• EXERCISE DESCRIPTION:
Look for the line containing "Rebuild this screenshot" and the line containing "string; level: number;" in the entries below. Copy those two and all lines between them exactly, leaving out pictures.

• RAW RECORDS:
---------------

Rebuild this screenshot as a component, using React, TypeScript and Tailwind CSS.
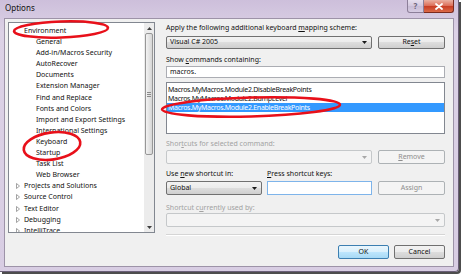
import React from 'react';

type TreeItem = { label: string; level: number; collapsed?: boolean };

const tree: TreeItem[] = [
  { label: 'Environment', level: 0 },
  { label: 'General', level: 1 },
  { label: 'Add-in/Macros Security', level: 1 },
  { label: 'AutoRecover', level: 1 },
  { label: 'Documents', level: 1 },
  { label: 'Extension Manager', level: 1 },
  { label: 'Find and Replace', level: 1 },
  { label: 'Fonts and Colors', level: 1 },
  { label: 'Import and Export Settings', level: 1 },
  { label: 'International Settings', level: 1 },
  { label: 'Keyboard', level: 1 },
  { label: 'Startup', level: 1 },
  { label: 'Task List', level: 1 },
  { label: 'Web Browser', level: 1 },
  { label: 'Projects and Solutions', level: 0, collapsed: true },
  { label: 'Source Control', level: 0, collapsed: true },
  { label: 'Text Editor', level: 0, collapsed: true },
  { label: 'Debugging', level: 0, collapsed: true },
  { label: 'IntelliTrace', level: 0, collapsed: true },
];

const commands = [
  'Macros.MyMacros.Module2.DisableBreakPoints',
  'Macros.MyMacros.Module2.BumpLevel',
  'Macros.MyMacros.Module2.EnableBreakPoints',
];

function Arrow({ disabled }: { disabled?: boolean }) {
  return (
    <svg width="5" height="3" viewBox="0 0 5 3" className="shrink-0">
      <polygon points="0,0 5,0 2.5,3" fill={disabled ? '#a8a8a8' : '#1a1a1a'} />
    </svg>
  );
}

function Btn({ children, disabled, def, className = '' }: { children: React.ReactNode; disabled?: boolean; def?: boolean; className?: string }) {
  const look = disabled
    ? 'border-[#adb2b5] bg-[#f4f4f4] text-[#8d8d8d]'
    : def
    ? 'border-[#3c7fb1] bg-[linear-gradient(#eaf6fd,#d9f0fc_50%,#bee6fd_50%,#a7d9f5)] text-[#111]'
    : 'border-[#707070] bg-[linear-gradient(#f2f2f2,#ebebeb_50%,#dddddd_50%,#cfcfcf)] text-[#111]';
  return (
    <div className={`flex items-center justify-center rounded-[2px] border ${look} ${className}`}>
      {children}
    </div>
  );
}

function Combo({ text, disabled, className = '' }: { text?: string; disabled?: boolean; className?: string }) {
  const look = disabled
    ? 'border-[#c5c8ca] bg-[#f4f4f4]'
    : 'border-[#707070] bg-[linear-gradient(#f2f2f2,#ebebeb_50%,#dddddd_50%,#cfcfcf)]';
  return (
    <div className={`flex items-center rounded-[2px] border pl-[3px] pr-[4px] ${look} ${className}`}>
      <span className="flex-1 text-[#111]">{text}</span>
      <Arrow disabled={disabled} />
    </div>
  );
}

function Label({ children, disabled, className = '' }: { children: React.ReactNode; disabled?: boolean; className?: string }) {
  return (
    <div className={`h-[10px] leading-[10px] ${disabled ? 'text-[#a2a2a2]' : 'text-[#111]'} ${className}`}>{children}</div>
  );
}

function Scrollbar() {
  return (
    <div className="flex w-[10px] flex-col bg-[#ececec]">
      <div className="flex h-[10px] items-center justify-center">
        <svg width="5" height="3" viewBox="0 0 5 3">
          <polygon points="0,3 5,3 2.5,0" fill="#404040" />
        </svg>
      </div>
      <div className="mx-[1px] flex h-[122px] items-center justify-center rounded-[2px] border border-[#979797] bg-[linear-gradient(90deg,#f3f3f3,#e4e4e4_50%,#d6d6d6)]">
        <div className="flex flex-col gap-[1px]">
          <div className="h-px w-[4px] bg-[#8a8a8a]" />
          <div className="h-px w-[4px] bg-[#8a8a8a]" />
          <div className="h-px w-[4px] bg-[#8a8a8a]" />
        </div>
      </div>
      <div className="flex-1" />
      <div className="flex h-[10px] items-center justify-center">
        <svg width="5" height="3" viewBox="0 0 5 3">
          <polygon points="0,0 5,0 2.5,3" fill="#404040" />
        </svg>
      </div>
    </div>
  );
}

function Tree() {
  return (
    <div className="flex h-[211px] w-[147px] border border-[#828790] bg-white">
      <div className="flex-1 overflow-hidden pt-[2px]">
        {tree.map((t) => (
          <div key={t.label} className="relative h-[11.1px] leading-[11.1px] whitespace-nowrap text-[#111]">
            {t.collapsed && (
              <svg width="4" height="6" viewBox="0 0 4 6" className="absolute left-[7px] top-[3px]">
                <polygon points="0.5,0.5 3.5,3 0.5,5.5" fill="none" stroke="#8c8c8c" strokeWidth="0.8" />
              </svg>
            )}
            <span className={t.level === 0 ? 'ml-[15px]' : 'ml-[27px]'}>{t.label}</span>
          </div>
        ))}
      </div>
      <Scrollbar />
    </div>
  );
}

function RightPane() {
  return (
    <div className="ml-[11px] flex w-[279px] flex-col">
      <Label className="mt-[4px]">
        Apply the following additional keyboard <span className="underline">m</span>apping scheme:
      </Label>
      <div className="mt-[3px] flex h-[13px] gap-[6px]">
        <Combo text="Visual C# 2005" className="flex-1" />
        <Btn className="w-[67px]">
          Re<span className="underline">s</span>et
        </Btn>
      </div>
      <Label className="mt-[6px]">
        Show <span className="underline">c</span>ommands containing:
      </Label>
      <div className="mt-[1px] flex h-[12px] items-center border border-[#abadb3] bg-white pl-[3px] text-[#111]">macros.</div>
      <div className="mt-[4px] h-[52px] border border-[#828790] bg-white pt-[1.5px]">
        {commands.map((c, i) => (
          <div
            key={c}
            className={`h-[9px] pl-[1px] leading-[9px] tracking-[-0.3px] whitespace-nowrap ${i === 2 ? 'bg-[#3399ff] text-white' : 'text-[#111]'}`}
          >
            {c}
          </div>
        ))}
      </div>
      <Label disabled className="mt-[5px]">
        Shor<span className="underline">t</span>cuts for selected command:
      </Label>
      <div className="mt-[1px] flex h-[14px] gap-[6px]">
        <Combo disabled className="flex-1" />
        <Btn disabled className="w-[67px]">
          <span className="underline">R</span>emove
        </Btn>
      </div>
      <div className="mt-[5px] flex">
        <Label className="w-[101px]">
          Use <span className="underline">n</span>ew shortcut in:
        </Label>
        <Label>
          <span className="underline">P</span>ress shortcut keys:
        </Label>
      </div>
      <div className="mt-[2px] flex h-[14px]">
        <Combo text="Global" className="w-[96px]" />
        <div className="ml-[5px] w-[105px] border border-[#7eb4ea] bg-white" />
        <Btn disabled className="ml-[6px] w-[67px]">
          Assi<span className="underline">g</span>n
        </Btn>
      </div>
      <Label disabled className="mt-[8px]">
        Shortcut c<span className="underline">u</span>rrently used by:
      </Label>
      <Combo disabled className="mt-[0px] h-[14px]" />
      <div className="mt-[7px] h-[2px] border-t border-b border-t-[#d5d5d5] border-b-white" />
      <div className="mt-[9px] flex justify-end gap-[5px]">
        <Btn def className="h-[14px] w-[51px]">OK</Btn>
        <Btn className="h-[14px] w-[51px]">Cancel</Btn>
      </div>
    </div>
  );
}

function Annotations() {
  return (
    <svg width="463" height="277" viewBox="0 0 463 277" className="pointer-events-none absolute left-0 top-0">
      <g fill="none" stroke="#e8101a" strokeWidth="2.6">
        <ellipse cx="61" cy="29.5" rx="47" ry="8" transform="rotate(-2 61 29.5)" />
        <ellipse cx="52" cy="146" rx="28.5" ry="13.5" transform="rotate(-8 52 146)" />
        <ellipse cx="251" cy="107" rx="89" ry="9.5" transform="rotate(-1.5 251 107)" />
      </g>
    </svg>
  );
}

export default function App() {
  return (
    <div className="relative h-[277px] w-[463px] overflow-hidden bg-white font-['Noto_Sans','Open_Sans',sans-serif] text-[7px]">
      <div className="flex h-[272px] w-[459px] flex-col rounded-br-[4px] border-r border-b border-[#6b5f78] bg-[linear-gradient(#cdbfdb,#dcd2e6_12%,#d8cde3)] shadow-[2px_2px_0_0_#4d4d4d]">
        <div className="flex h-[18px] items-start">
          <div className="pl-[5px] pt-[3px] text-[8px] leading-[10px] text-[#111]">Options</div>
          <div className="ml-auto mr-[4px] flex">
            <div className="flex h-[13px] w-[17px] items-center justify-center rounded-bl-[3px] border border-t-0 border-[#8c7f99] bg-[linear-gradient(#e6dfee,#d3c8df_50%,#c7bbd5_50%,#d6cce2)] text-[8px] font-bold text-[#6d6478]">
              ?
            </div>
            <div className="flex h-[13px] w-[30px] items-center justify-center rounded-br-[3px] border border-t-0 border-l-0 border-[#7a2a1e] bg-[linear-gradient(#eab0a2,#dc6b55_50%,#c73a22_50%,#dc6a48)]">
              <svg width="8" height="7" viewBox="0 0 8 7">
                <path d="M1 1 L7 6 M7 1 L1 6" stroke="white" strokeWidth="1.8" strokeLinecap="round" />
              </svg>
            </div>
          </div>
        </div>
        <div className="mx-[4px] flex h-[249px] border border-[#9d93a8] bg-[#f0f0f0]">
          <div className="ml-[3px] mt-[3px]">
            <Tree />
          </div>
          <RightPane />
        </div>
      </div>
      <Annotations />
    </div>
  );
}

---------------

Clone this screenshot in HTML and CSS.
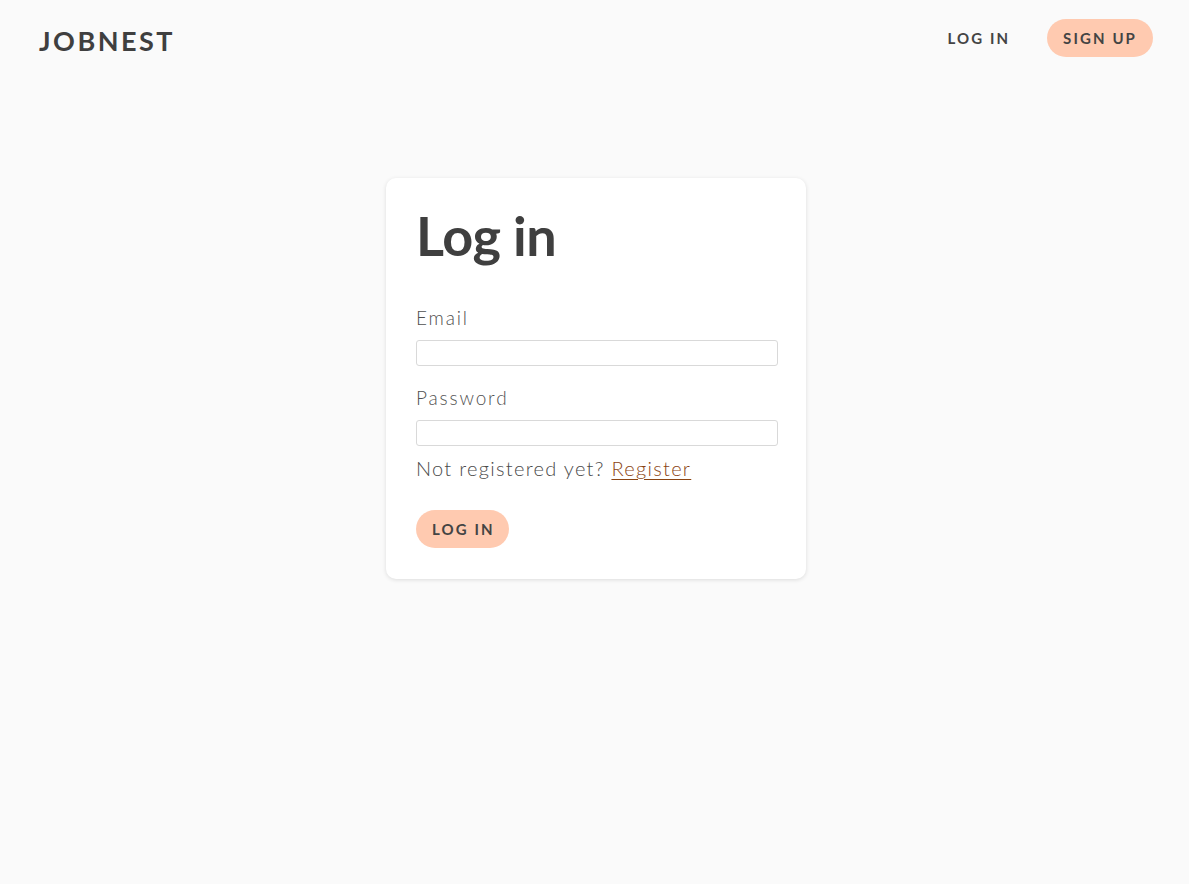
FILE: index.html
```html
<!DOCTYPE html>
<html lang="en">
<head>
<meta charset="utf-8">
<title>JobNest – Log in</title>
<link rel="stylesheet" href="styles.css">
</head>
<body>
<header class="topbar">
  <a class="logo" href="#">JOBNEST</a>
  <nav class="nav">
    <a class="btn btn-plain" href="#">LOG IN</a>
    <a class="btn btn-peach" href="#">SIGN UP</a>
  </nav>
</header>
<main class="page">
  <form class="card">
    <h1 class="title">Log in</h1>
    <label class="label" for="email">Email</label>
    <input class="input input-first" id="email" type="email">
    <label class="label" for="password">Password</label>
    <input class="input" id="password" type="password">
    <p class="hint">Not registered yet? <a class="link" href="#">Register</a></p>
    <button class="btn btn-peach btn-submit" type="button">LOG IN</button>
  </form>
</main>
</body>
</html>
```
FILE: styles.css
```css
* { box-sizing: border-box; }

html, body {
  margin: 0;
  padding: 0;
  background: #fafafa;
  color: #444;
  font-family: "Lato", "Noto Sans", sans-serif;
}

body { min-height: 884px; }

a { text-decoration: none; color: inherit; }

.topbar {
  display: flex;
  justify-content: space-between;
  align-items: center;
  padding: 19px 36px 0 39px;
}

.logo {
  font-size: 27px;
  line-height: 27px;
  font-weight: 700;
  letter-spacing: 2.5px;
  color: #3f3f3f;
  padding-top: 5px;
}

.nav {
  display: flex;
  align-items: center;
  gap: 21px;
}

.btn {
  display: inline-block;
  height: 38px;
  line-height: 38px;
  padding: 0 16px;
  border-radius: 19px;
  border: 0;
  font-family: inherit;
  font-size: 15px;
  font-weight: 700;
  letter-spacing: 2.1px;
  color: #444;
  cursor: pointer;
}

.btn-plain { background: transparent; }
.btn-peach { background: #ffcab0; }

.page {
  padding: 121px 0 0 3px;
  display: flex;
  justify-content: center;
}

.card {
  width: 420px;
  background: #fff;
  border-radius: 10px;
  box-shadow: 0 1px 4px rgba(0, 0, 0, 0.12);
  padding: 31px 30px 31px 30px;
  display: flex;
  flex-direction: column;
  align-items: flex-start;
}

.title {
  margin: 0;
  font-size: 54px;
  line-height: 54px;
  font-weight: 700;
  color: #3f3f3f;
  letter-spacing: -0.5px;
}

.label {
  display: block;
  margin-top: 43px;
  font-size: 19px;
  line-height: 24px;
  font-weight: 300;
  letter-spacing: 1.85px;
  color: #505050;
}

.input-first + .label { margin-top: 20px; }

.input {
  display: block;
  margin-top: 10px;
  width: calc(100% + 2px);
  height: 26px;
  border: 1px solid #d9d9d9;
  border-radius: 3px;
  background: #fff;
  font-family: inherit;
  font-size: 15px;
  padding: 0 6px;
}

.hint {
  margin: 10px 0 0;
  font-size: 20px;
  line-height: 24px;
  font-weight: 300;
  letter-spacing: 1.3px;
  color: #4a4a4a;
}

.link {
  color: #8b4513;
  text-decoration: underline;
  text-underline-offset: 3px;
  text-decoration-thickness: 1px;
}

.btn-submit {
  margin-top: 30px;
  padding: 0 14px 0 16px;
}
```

---------------

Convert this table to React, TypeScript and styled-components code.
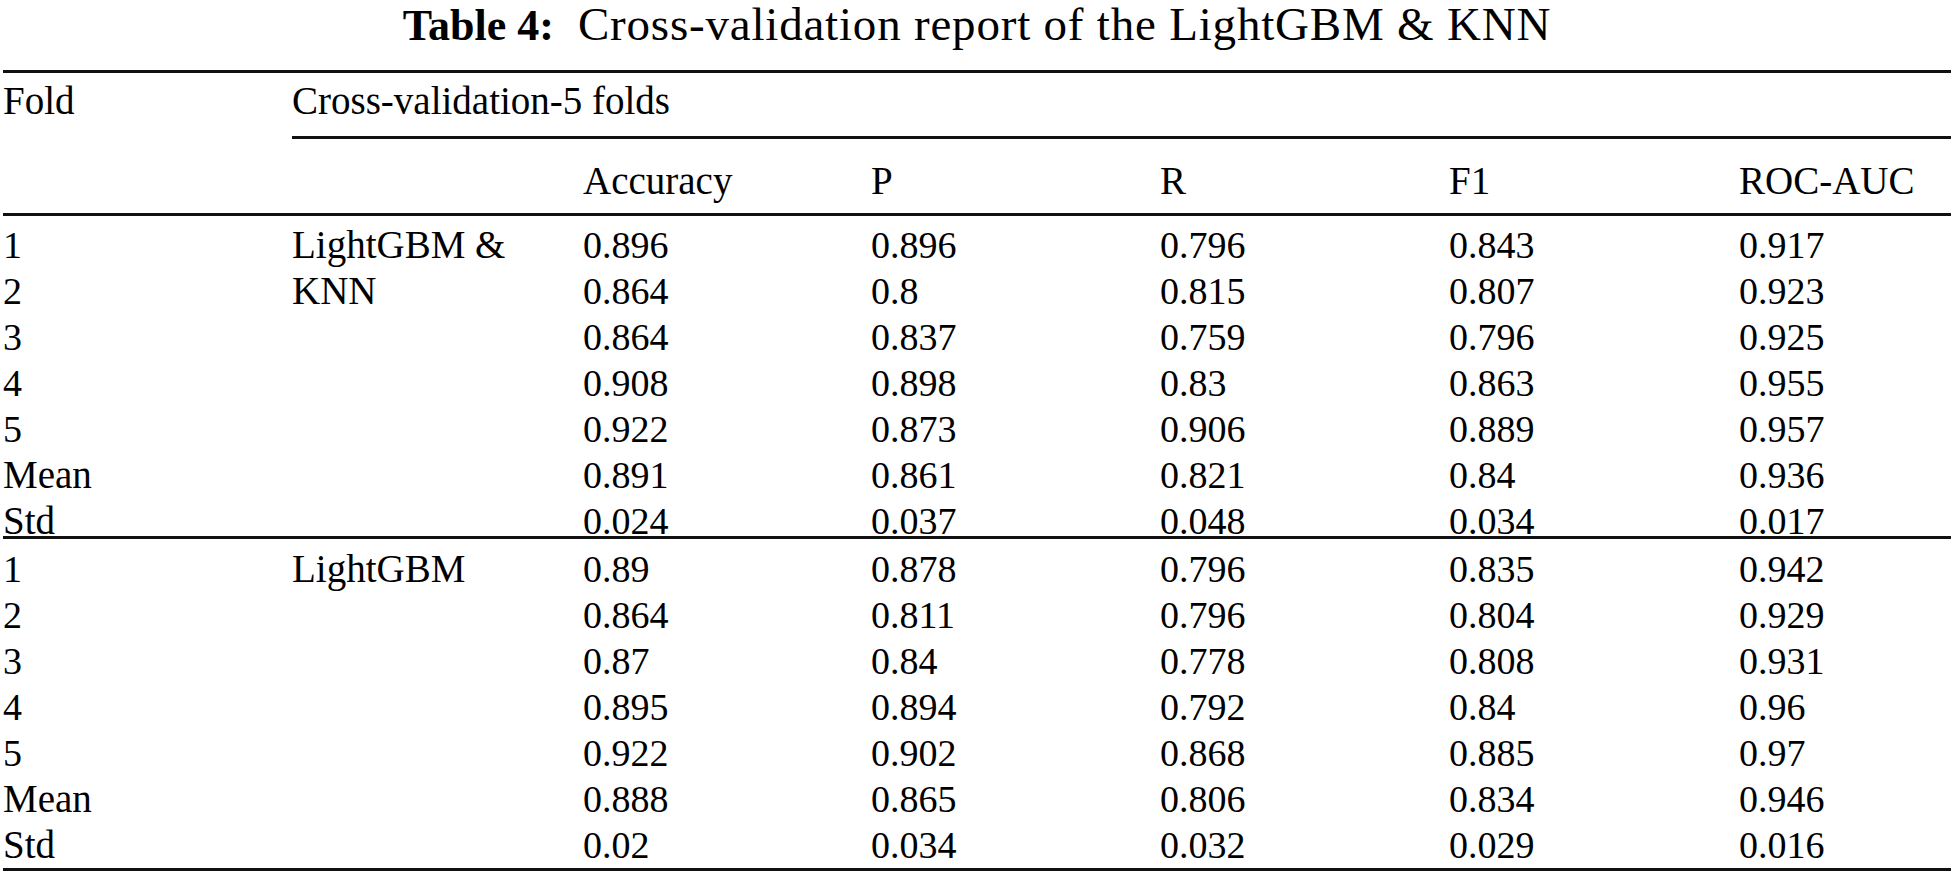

---------------

• WRITTEN RESPONSE:
Rebuild this screenshot as a component, using React, TypeScript and Tailwind CSS.
import React from 'react';

type TreeItem = { label: string; level: number; collapsed?: boolean };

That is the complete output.